The Portuguese coach was emphatic about his team’s prospects. “I would say we are at the beginning of the second half, and that contrary to all the commentators we have not lost, we are not losing,” he said. “We have resisted well. And what I would like to underline now is the need for all players to stay focused, to keep the team spirit, so that we can score goals.” Forget about extra time, or penalty kicks. “I believe we will win, with a comfortable margin, this match.”
That wasn’t Real Madrid’s José Mourinho talking about the next clash with Barcelona. Or André Villas Boas, the Portuguese coach of British club Tottenham Hotspur, talking about a game against Manchester United. Rather it was José Manuel Barroso, president of the European Commission, using sporting terms to describe the European financial crisis in an interview with me on Monday.
After years of near-defaults, bailouts, failed summit meetings, and halting steps toward reform, Barroso says that the European powers have begun to wrap their arms around the continent’s daunting fiscal problems. “We are in a better situation now,” he says in the accompanying video. “So the situation is improving, but inevitably it will take time to have all the solutions because the crisis was very complex.”
In the last several weeks, the European financial crisis has seemed to come off the boil. In August the euro zone’s political leaders went on holiday, and the markets seemed to relax as well. With no politicians working, there could be no failed summits or vague communiqués. Earlier this month, the European Central Bank finally stepped up and promised to purchase government bonds of struggling companies (Spain, Italy, et al.) that formally ask for help. That move helped push the interest rates on government debt lower across Europe, fueled a stock market rally on both sides of the Atlantic, and has pushed the euro up against the dollar.
No one is saying that the moves have solved the European crisis. Barroso acknowledges we’re only about halfway through it. But the frenzied first half seems to be in the rear-view mirror. While the ECB’s move, and the creation of stabilization funds and mechanisms, seems to have halted the panic, the underlying conditions that have prolonged the crisis still exist. Europe is plagued by the specters of austerity-induced recession, labor markets and financial systems in need of reform, and less-than-perfect policy coordination between countries.
Barroso believes progress is being made on all fronts, and that the focus on political differences between member states masks the real progress and areas of agreement. He points to the hard work of fiscal consolidation being undertaken in several countries, proposals to create a Europe-wide banking supervisor, and the establishment of Europe-wide financial backstops. “It’s true that we don’t have all the instruments for a common currency,” he said.

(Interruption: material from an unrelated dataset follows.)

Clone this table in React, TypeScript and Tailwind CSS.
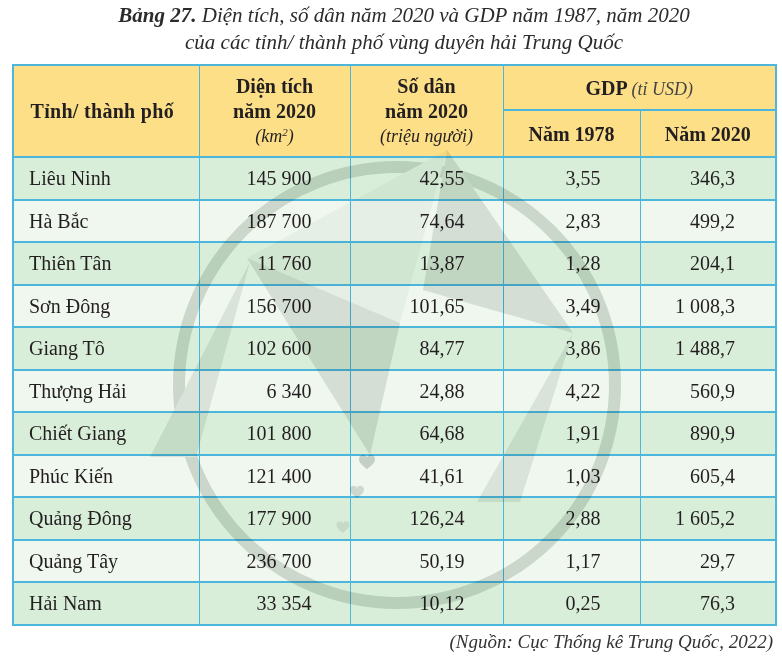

And while real differences remain over policy issues, there is agreement on underlying goals. “No government is questioning the need for financial stability, for discipline, and at the same time for convergence,” he said. The slowly forming consensus has, for now, at least, taken the prospect of a Greek default and a large country leaving the euro off the table. “The way forward is for more integration that the euro is here to stay.”
Up to this point, European policymakers and political leaders have not exactly distinguished themselves in the World Cup of crisis management. And it seems the continent suffers from a dearth of financial players like Cristiano Ronaldo, the flamboyant, prolific Portuguese striker who is capable of conjuring goals from nothing. But Barroso, who coached his kids in soccer, is sanguine. “More than Cristiano Ronaldo, what you really need is team spirit,” he said. “I think this is the important issue. And to remain focused. When players feel pressure they remain committed, and they believe there is urgency. There is a risk of some relaxation.”